The waters found in the park offer amazing opportunities for anglers. The Sangre de Cristo Mountains creeks are vital in preserving native fish species such as the Rio Grande Cutthroat Trout (Oncorhynchus Clarki Virginalis), the Rio Grande sucker (Catostomus Plebeius), and the Fathead minnows (Pimephales Promelas).
About the Terrain of Great Sand Dunes
The formation of the dunes comes from Medano and Sand Creeks, that drag sand from the mountainside of the great dunes and carry it to the valley floor. The consistency of the powerful forces of wind and water help create the tallest sand dunes in the US.
The oldest reports of people in the area date back over 11,000 years when the Native tribes of the Navajo, Ute, and Apaches were first there.

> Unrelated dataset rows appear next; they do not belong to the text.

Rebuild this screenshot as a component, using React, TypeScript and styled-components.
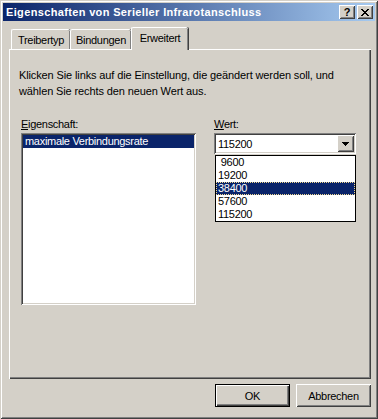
import React from "react";
import styled, { createGlobalStyle } from "styled-components";

const Global = createGlobalStyle`
  html, body { margin: 0; padding: 0; background: #D4D0C8; }
  body { font-family: "Liberation Sans", Arial, sans-serif; font-size: 11px; letter-spacing: -0.3px; color: #000; }
  * { box-sizing: border-box; }
`;

const raised = `
  box-shadow: inset 1px 1px #FFFFFF, inset -1px -1px #404040, inset 2px 2px #D4D0C8, inset -2px -2px #808080;
`;

const sunken = `
  box-shadow: inset 1px 1px #808080, inset -1px -1px #FFFFFF, inset 2px 2px #404040, inset -2px -2px #D4D0C8;
`;

const Window = styled.div`
  width: 378px;
  height: 419px;
  background: #D4D0C8;
  padding: 3px;
  display: flex;
  flex-direction: column;
  box-shadow: inset 1px 1px #D4D0C8, inset -1px -1px #404040, inset 2px 2px #FFFFFF, inset -2px -2px #808080;
`;

const TitleBar = styled.div`
  height: 18px;
  flex: none;
  display: flex;
  align-items: center;
  padding: 0 2px 0 3px;
  background: linear-gradient(to right, #0A246A, #A6CAF0);
`;

const Caption = styled.div`
  flex: 1;
  color: #fff;
  font-weight: bold;
  font-size: 11px;
  letter-spacing: 0.35px;
  white-space: nowrap;
`;

const CapButton = styled.div<{ $gap?: boolean }>`
  width: 16px;
  height: 14px;
  background: #D4D0C8;
  ${raised}
  margin-left: ${(p) => (p.$gap ? "2px" : "0")};
  display: flex;
  align-items: center;
  justify-content: center;
  font-weight: bold;
  font-size: 11px;
  letter-spacing: 0;
  line-height: 1;
`;

const Client = styled.div`
  flex: 1;
  display: flex;
  flex-direction: column;
  padding: 6px 4px 0 6px;
`;

const TabRow = styled.div`
  height: 22px;
  display: flex;
  align-items: flex-end;
  padding-left: 2px;
`;

const Tab = styled.div<{ $active?: boolean; $w: number }>`
  position: relative;
  width: ${(p) => p.$w}px;
  height: ${(p) => (p.$active ? 23 : 20)}px;
  margin-bottom: ${(p) => (p.$active ? -1 : 0)}px;
  z-index: ${(p) => (p.$active ? 1 : 0)};
  background: #D4D0C8;
  border-top: 1px solid #fff;
  border-left: 1px solid #fff;
  border-top-left-radius: 2px;
  border-top-right-radius: 2px;
  box-shadow: inset -1px 0 #808080, 1px 0 #404040;
  display: flex;
  align-items: ${(p) => (p.$active ? "flex-start" : "center")};
  padding-top: ${(p) => (p.$active ? 4 : 0)}px;
  justify-content: center;
  white-space: nowrap;
`;

const Panel = styled.div`
  height: 330px;
  background: #D4D0C8;
  box-shadow: inset 1px 1px #FFFFFF, inset -1px -1px #404040, inset -2px -2px #808080;
  padding: 18px 10px 0 10px;
  display: flex;
  flex-direction: column;
`;

const Intro = styled.p`
  margin: 0;
  line-height: 16px;
  letter-spacing: -0.12px;
`;

const Columns = styled.div`
  display: flex;
  margin-top: 19px;
  padding-left: 2px;
`;

const Column = styled.div<{ $w: number; $ml?: number }>`
  width: ${(p) => p.$w}px;
  margin-left: ${(p) => p.$ml ?? 0}px;
  display: flex;
  flex-direction: column;
  position: relative;
`;

const Label = styled.div`
  height: 15px;
  line-height: 13px;
`;

const ListBox = styled.div`
  height: 172px;
  background: #fff;
  ${sunken}
  padding: 2px;
`;

const ListItem = styled.div<{ $sel?: boolean; $focus?: boolean }>`
  height: 13px;
  line-height: 13px;
  padding-left: 2px;
  background: ${(p) => (p.$sel ? "#0A246A" : "transparent")};
  color: ${(p) => (p.$sel ? "#fff" : "#000")};
  outline: ${(p) => (p.$focus ? "1px dotted #F0D890" : "none")};
  outline-offset: -1px;
`;

const Combo = styled.div`
  height: 21px;
  background: #fff;
  ${sunken}
  padding: 2px;
  display: flex;
  align-items: center;
`;

const ComboText = styled.div`
  flex: 1;
  padding-left: 2px;
`;

const ArrowButton = styled.div`
  width: 17px;
  height: 17px;
  background: #D4D0C8;
  ${raised}
  display: flex;
  align-items: center;
  justify-content: center;
`;

const DropList = styled.div`
  position: absolute;
  top: 37px;
  left: 1px;
  width: 141px;
  background: #fff;
  border: 1px solid #000;
  z-index: 2;
`;

const ButtonRow = styled.div`
  display: flex;
  justify-content: flex-end;
  gap: 6px;
  padding: 5px 0 0 0;
`;

const Button = styled.div<{ $default?: boolean }>`
  width: 75px;
  height: 23px;
  background: #D4D0C8;
  display: flex;
  align-items: center;
  justify-content: center;
  ${(p) =>
    p.$default
      ? `box-shadow: inset 0 0 0 1px #000, inset 2px 2px #FFFFFF, inset -2px -2px #404040, inset -3px -3px #808080;`
      : raised}
`;

const U = styled.span`
  text-decoration: underline;
`;

export default function App() {
  return (
    <>
      <Global />
      <Window>
        <TitleBar>
          <Caption>Eigenschaften von Serieller Infrarotanschluss</Caption>
          <CapButton>?</CapButton>
          <CapButton $gap>
            <svg width="8" height="7" viewBox="0 0 8 7" shapeRendering="crispEdges">
              <path d="M0 0h2v1h-2zM6 0h2v1h-2zM1 1h2v1h-2zM5 1h2v1h-2zM2 2h4v1h-4zM3 3h2v1h-2zM2 4h4v1h-4zM1 5h2v1h-2zM5 5h2v1h-2zM0 6h2v1h-2zM6 6h2v1h-2z" fill="#000" />
            </svg>
          </CapButton>
        </TitleBar>
        <Client>
          <TabRow>
            <Tab $w={59}>Treibertyp</Tab>
            <Tab $w={61}>Bindungen</Tab>
            <Tab $w={57} $active>Erweitert</Tab>
          </TabRow>
          <Panel>
            <Intro>
              Klicken Sie links auf die Einstellung, die geändert werden soll, und
              <br />
              wählen Sie rechts den neuen Wert aus.
            </Intro>
            <Columns>
              <Column $w={175}>
                <Label>
                  <U>E</U>igenschaft:
                </Label>
                <ListBox>
                  <ListItem $sel>maximale Verbindungsrate</ListItem>
                </ListBox>
              </Column>
              <Column $w={142} $ml={18}>
                <Label>
                  <U>W</U>ert:
                </Label>
                <Combo>
                  <ComboText>115200</ComboText>
                  <ArrowButton>
                    <svg width="7" height="4" viewBox="0 0 7 4" shapeRendering="crispEdges">
                      <path d="M0 0h7v1h-7zM1 1h5v1h-5zM2 2h3v1h-3zM3 3h1v1h-1z" fill="#000" />
                    </svg>
                  </ArrowButton>
                </Combo>
                <DropList>
                  <ListItem>&nbsp;9600</ListItem>
                  <ListItem>19200</ListItem>
                  <ListItem $sel $focus>38400</ListItem>
                  <ListItem>57600</ListItem>
                  <ListItem>115200</ListItem>
                </DropList>
              </Column>
            </Columns>
          </Panel>
          <ButtonRow>
            <Button $default>OK</Button>
            <Button>Abbrechen</Button>
          </ButtonRow>
        </Client>
      </Window>
    </>
  );
}
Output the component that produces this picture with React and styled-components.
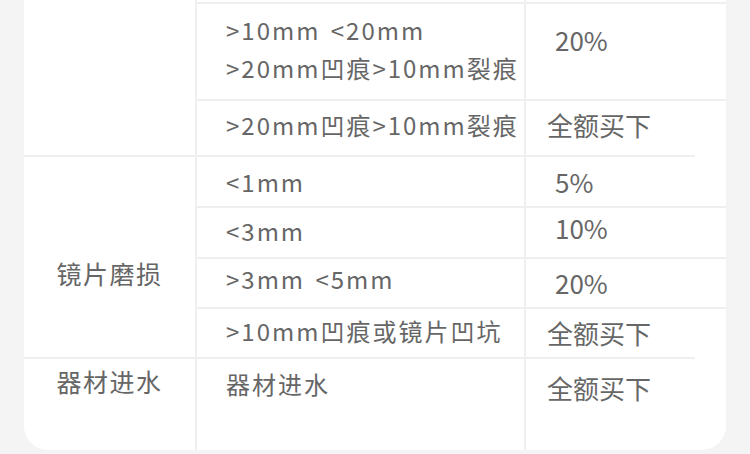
import React from "react";
import styled, { createGlobalStyle } from "styled-components";

const GlobalStyle = createGlobalStyle`
  html, body {
    margin: 0;
    padding: 0;
    background: #f4f4f4;
  }
  body {
    font-family: "Noto Sans CJK SC", "Noto Sans", sans-serif;
    color: #666;
  }
`;

const LINE = "#efefef";

const groups = [
  {
    label: "",
    rows: [
      { h: 2, stub: true },
      {
        h: 97,
        condTop: 7,
        valueTop: 17,
        cond: [">10mm <20mm", ">20mm凹痕>10mm裂痕"],
        value: "20%",
        indent: 8,
      },
      { h: 56, cond: [">20mm凹痕>10mm裂痕"], value: "全额买下", lift: 6 },
    ],
  },
  {
    label: "镜片磨损",
    labelTop: 97,
    divider: true,
    rows: [
      { h: 51, cond: ["<1mm"], value: "5%", indent: 8 },
      { h: 51, cond: ["<3mm"], value: "10%", indent: 8, lift: 4, valueLift: 10 },
      { h: 50, cond: [">3mm <5mm"], value: "20%", indent: 8, lift: 8, valueLift: 0 },
      { h: 50, cond: [">10mm凹痕或镜片凹坑"], value: "全额买下", lift: 4, valueLift: 0 },
    ],
  },
  {
    label: "器材进水",
    labelTop: 3,
    divider: true,
    fill: true,
    rows: [
      {
        h: 93,
        condTop: 6,
        valueTop: 10,
        cond: ["器材进水"],
        value: "全额买下",
      },
    ],
  },
];

function App() {
  return (
    <Page>
      <GlobalStyle />
      <Card>
        {groups.map((g, gi) => (
          <Group key={gi} $fill={g.fill}>
            <LabelCell $divider={g.divider} $top={g.labelTop}>
              {g.label}
            </LabelCell>
            <Body>
              {g.rows.map((r, ri) => (
                <Row
                  key={ri}
                  $h={r.h}
                  $fill={g.fill && ri === g.rows.length - 1}
                >
                  <CondCell $border={!r.stub} $top={r.condTop} $lift={r.lift}>
                    {r.cond && r.cond.map((t, i) => <Line key={i}>{t}</Line>)}
                  </CondCell>
                  <ValueCell
                    $border={!r.stub}
                    $short={g.divider && ri === 0}
                    $top={r.valueTop}
                    $lift={r.valueLift ?? r.lift}
                    $indent={r.indent}
                  >
                    {r.value}
                  </ValueCell>
                </Row>
              ))}
            </Body>
          </Group>
        ))}
      </Card>
    </Page>
  );
}

const Page = styled.div`
  box-sizing: border-box;
  height: 454px;
  padding: 0 24px 4px;
  display: flex;
  flex-direction: column;
`;

const Card = styled.div`
  flex: 1;
  display: flex;
  flex-direction: column;
  background: #fff;
  border-radius: 0 0 24px 24px;
  overflow: hidden;
`;

const Group = styled.div`
  display: flex;
  flex: ${(p) => (p.$fill ? 1 : "none")};
`;

const LabelCell = styled.div`
  box-sizing: border-box;
  width: 173px;
  flex: none;
  border-right: 2px solid ${LINE};
  border-top: ${(p) => (p.$divider ? `2px solid ${LINE}` : "none")};
  padding-top: ${(p) => p.$top || 0}px;
  text-align: center;
  font-size: 25px;
  line-height: 38px;
  letter-spacing: 1.5px;
  color: #666;
`;

const Body = styled.div`
  flex: 1;
  display: flex;
  flex-direction: column;
`;

const Row = styled.div`
  display: flex;
  height: ${(p) => (p.$fill ? "auto" : `${p.$h}px`)};
  flex: ${(p) => (p.$fill ? 1 : "none")};
`;

const Cell = styled.div`
  box-sizing: border-box;
  display: flex;
  flex-direction: column;
  justify-content: ${(p) => (p.$top != null ? "flex-start" : "center")};
  padding-top: ${(p) => p.$top || 0}px;
  padding-bottom: ${(p) => p.$lift || 0}px;
  line-height: 38px;
  white-space: nowrap;
`;

const CondCell = styled(Cell)`
  width: 329px;
  flex: none;
  border-right: 2px solid ${LINE};
  border-top: ${(p) => (p.$border ? `2px solid ${LINE}` : "none")};
  padding-left: 29px;
  font-size: 24px;
  letter-spacing: 2px;
  word-spacing: 3px;
`;

const ValueCell = styled(Cell)`
  flex: 1;
  padding-left: ${(p) => 21 + (p.$indent || 0)}px;
  border-top: ${(p) =>
    p.$border && !p.$short ? `2px solid ${LINE}` : "none"};
  padding-top: ${(p) => (p.$top || 0) + (p.$short ? 2 : 0)}px;
  background: ${(p) =>
    p.$short
      ? `linear-gradient(${LINE}, ${LINE}) top left / calc(100% - 31px) 2px no-repeat`
      : "none"};
  font-size: 26px;
`;

const Line = styled.span`
  display: block;
`;

export default App;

The land is a national wildlife refuge that protected fragile yet powerful ecosystems.
Scientists have not been able to age the dunes but they estimate that the dunes themselves seem to originate from sand deposits from smaller lakes (after Lake Alamosa disappeared approximately 440,000 years ago). The elevation in the park and preserve spans from a low of 7,520 feet to a height of 13,604 feet above sea level.
Important Information for Visting the Great Sand Dunes National Park
The Great Sand Dunes are located approximately four hours from the Denver city center, perfect for a day trip or weekend getaway. Prepare for your trip accordingly, check the weather as snowfall is likely almost more than half of the year. Check the conditions and also know that the weather could change within minutes.
When you arrive, park in the parking lot, and make a stop by the Visitor Center to check-in and grab a map. The park and preserve are open 24/7 all year long. The Visitor Center is located at 11999 State Highway 150, Mosca, Colorado, 81146.